● **Recorded information**:
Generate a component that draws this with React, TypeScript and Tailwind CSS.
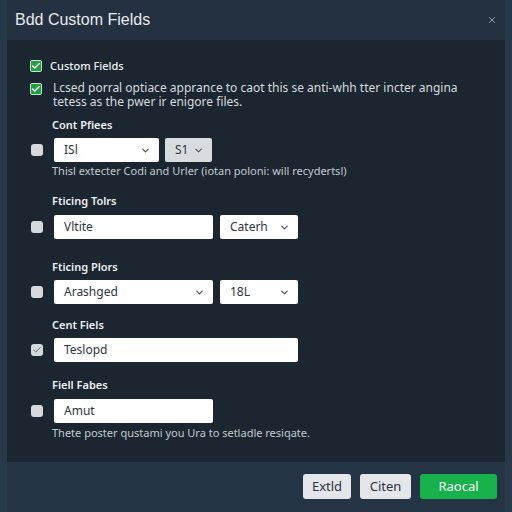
import React from 'react';
import { ChevronDown, Check, X } from 'lucide-react';

const font = { fontFamily: '"Noto Sans", "Open Sans", Arial, sans-serif' };

const Box = ({ state }: { state: 'green' | 'light' | 'off' }) => {
  if (state === 'green') {
    return (
      <span className="flex h-[12px] w-[12px] shrink-0 items-center justify-center rounded-[2px] border border-[#bfe8c9] bg-[#1f9e43]">
        <Check size={10} strokeWidth={3.5} className="text-white" />
      </span>
    );
  }
  return (
    <span className="flex h-[12px] w-[12px] shrink-0 items-center justify-center rounded-[3px] bg-[#d5d8dc]">
      {state === 'light' && <Check size={10} strokeWidth={2} className="text-[#4b5563]" />}
    </span>
  );
};

const Field = ({
  value,
  width,
  chevron,
  tone = 'white',
}: {
  value: string;
  width: string;
  chevron?: boolean;
  tone?: 'white' | 'gray';
}) => (
  <div
    className={`flex h-6 items-center justify-between rounded-[2px] pl-[10px] pr-[8px] text-[12px] text-[#2d3540] ${width} ${
      tone === 'gray' ? 'bg-[#d9dcdf]' : 'bg-white'
    }`}
  >
    <span>{value}</span>
    {chevron && <ChevronDown size={11} strokeWidth={2.5} className="text-[#4b5563]" />}
  </div>
);

const Label = ({ children, className = '' }: { children: React.ReactNode; className?: string }) => (
  <div className={`pl-[45px] text-[11px] font-semibold leading-[14px] text-[#eef0f2] ${className}`}>{children}</div>
);

const Helper = ({ children, className = '' }: { children: React.ReactNode; className?: string }) => (
  <div className={`pl-[45px] text-[11px] leading-[14px] text-[#c3c8ce] ${className}`}>{children}</div>
);

export default function App() {
  return (
    <div className="h-[512px] w-[512px] overflow-hidden bg-[#283949] px-[7px]" style={font}>
      <div className="flex h-full flex-col">
        {/* header */}
        <div className="flex h-10 items-center justify-between bg-[#233140] pl-2 pr-[8px]">
          <h1 className="font-['Liberation_Sans',Arial,sans-serif] text-[16px] leading-none text-[#e8eaed]">
            Bdd Custom Fields
          </h1>
          <X size={10} strokeWidth={2} className="text-[#aab2bb]" />
        </div>

        {/* body */}
        <div className="flex h-[422px] flex-col bg-[#1b2631]">
          <div className="mt-[20px] flex items-center gap-[8px] pl-[23px]">
            <Box state="green" />
            <span className="text-[11px] font-medium leading-[12px] text-[#eef0f2]">Custom Fields</span>
          </div>
          <div className="mt-[9px] flex items-start gap-[11px] pl-[23px]">
            <span className="mt-[2px]">
              <Box state="green" />
            </span>
            <p className="text-[12px] leading-[14px] text-[#d6dade]">
              Lcsed porral optiace apprance to caot this se anti-whh tter incter angina
              <br />
              tetess as the pwer ir enigore files.
            </p>
          </div>

          <Label className="mt-[9px]">Cont Pfiees</Label>
          <div className="mt-[6px] flex items-center gap-[11px] pl-[24px]">
            <Box state="off" />
            <div className="flex gap-[6px]">
              <Field value="ISl" width="w-[105px]" chevron />
              <Field value="S1" width="w-[47px]" chevron tone="gray" />
            </div>
          </div>
          <Helper className="mt-[2px]">Thisl extecter Codi and Urler (iotan poloni: will recydertsl)</Helper>

          <Label className="mt-[16px]">Fticing Tolrs</Label>
          <div className="mt-[7px] flex items-center gap-[11px] pl-[24px]">
            <Box state="off" />
            <div className="flex gap-[7px]">
              <Field value="Vltite" width="w-[159px]" />
              <Field value="Caterh" width="w-[78px]" chevron />
            </div>
          </div>

          <Label className="mt-[21px]">Fticing Plors</Label>
          <div className="mt-[6px] flex items-center gap-[11px] pl-[24px]">
            <Box state="off" />
            <div className="flex gap-[7px]">
              <Field value="Arashged" width="w-[159px]" chevron />
              <Field value="18L" width="w-[78px]" chevron />
            </div>
          </div>

          <Label className="mt-[14px]">Cent Fiels</Label>
          <div className="mt-[6px] flex items-center gap-[11px] pl-[24px]">
            <Box state="light" />
            <Field value="Teslopd" width="w-[244px]" />
          </div>

          <Label className="mt-[16px]">Fiell Fabes</Label>
          <div className="mt-[7px] flex items-center gap-[11px] pl-[24px]">
            <Box state="off" />
            <Field value="Amut" width="w-[159px]" />
          </div>
          <Helper className="mt-[3px]">Thete poster qustami you Ura to setladle resiqate.</Helper>
        </div>

        {/* footer */}
        <div className="flex flex-1 items-start justify-end gap-[9px] bg-[#243444] pr-[8px] pt-[12px]">
          <button className="h-[25px] w-[48px] rounded-[3px] bg-[#e4e6e9] text-[13px] text-[#2b3440]">Extld</button>
          <button className="h-[25px] w-[51px] rounded-[3px] bg-[#e4e6e9] text-[13px] text-[#2b3440]">Citen</button>
          <button className="h-[25px] w-[77px] rounded-[3px] bg-[#17b24c] text-[13px] text-white">Raocal</button>
        </div>
      </div>
    </div>
  );
}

● **The task**:
Write out the listing above exactly as it stands, pictures excluded.

● **Solution to this problem**:
Generate a component that draws this with React, TypeScript and Tailwind CSS.
import React from 'react';
import { ChevronDown, Check, X } from 'lucide-react';

const font = { fontFamily: '"Noto Sans", "Open Sans", Arial, sans-serif' };

const Box = ({ state }: { state: 'green' | 'light' | 'off' }) => {
  if (state === 'green') {
    return (
      <span className="flex h-[12px] w-[12px] shrink-0 items-center justify-center rounded-[2px] border border-[#bfe8c9] bg-[#1f9e43]">
        <Check size={10} strokeWidth={3.5} className="text-white" />
      </span>
    );
  }
  return (
    <span className="flex h-[12px] w-[12px] shrink-0 items-center justify-center rounded-[3px] bg-[#d5d8dc]">
      {state === 'light' && <Check size={10} strokeWidth={2} className="text-[#4b5563]" />}
    </span>
  );
};

const Field = ({
  value,
  width,
  chevron,
  tone = 'white',
}: {
  value: string;
  width: string;
  chevron?: boolean;
  tone?: 'white' | 'gray';
}) => (
  <div
    className={`flex h-6 items-center justify-between rounded-[2px] pl-[10px] pr-[8px] text-[12px] text-[#2d3540] ${width} ${
      tone === 'gray' ? 'bg-[#d9dcdf]' : 'bg-white'
    }`}
  >
    <span>{value}</span>
    {chevron && <ChevronDown size={11} strokeWidth={2.5} className="text-[#4b5563]" />}
  </div>
);

const Label = ({ children, className = '' }: { children: React.ReactNode; className?: string }) => (
  <div className={`pl-[45px] text-[11px] font-semibold leading-[14px] text-[#eef0f2] ${className}`}>{children}</div>
);

const Helper = ({ children, className = '' }: { children: React.ReactNode; className?: string }) => (
  <div className={`pl-[45px] text-[11px] leading-[14px] text-[#c3c8ce] ${className}`}>{children}</div>
);

export default function App() {
  return (
    <div className="h-[512px] w-[512px] overflow-hidden bg-[#283949] px-[7px]" style={font}>
      <div className="flex h-full flex-col">
        {/* header */}
        <div className="flex h-10 items-center justify-between bg-[#233140] pl-2 pr-[8px]">
          <h1 className="font-['Liberation_Sans',Arial,sans-serif] text-[16px] leading-none text-[#e8eaed]">
            Bdd Custom Fields
          </h1>
          <X size={10} strokeWidth={2} className="text-[#aab2bb]" />
        </div>

        {/* body */}
        <div className="flex h-[422px] flex-col bg-[#1b2631]">
          <div className="mt-[20px] flex items-center gap-[8px] pl-[23px]">
            <Box state="green" />
            <span className="text-[11px] font-medium leading-[12px] text-[#eef0f2]">Custom Fields</span>
          </div>
          <div className="mt-[9px] flex items-start gap-[11px] pl-[23px]">
            <span className="mt-[2px]">
              <Box state="green" />
            </span>
            <p className="text-[12px] leading-[14px] text-[#d6dade]">
              Lcsed porral optiace apprance to caot this se anti-whh tter incter angina
              <br />
              tetess as the pwer ir enigore files.
            </p>
          </div>

          <Label className="mt-[9px]">Cont Pfiees</Label>
          <div className="mt-[6px] flex items-center gap-[11px] pl-[24px]">
            <Box state="off" />
            <div className="flex gap-[6px]">
              <Field value="ISl" width="w-[105px]" chevron />
              <Field value="S1" width="w-[47px]" chevron tone="gray" />
            </div>
          </div>
          <Helper className="mt-[2px]">Thisl extecter Codi and Urler (iotan poloni: will recydertsl)</Helper>

          <Label className="mt-[16px]">Fticing Tolrs</Label>
          <div className="mt-[7px] flex items-center gap-[11px] pl-[24px]">
            <Box state="off" />
            <div className="flex gap-[7px]">
              <Field value="Vltite" width="w-[159px]" />
              <Field value="Caterh" width="w-[78px]" chevron />
            </div>
          </div>

          <Label className="mt-[21px]">Fticing Plors</Label>
          <div className="mt-[6px] flex items-center gap-[11px] pl-[24px]">
            <Box state="off" />
            <div className="flex gap-[7px]">
              <Field value="Arashged" width="w-[159px]" chevron />
              <Field value="18L" width="w-[78px]" chevron />
            </div>
          </div>

          <Label className="mt-[14px]">Cent Fiels</Label>
          <div className="mt-[6px] flex items-center gap-[11px] pl-[24px]">
            <Box state="light" />
            <Field value="Teslopd" width="w-[244px]" />
          </div>

          <Label className="mt-[16px]">Fiell Fabes</Label>
          <div className="mt-[7px] flex items-center gap-[11px] pl-[24px]">
            <Box state="off" />
            <Field value="Amut" width="w-[159px]" />
          </div>
          <Helper className="mt-[3px]">Thete poster qustami you Ura to setladle resiqate.</Helper>
        </div>

        {/* footer */}
        <div className="flex flex-1 items-start justify-end gap-[9px] bg-[#243444] pr-[8px] pt-[12px]">
          <button className="h-[25px] w-[48px] rounded-[3px] bg-[#e4e6e9] text-[13px] text-[#2b3440]">Extld</button>
          <button className="h-[25px] w-[51px] rounded-[3px] bg-[#e4e6e9] text-[13px] text-[#2b3440]">Citen</button>
          <button className="h-[25px] w-[77px] rounded-[3px] bg-[#17b24c] text-[13px] text-white">Raocal</button>
        </div>
      </div>
    </div>
  );
}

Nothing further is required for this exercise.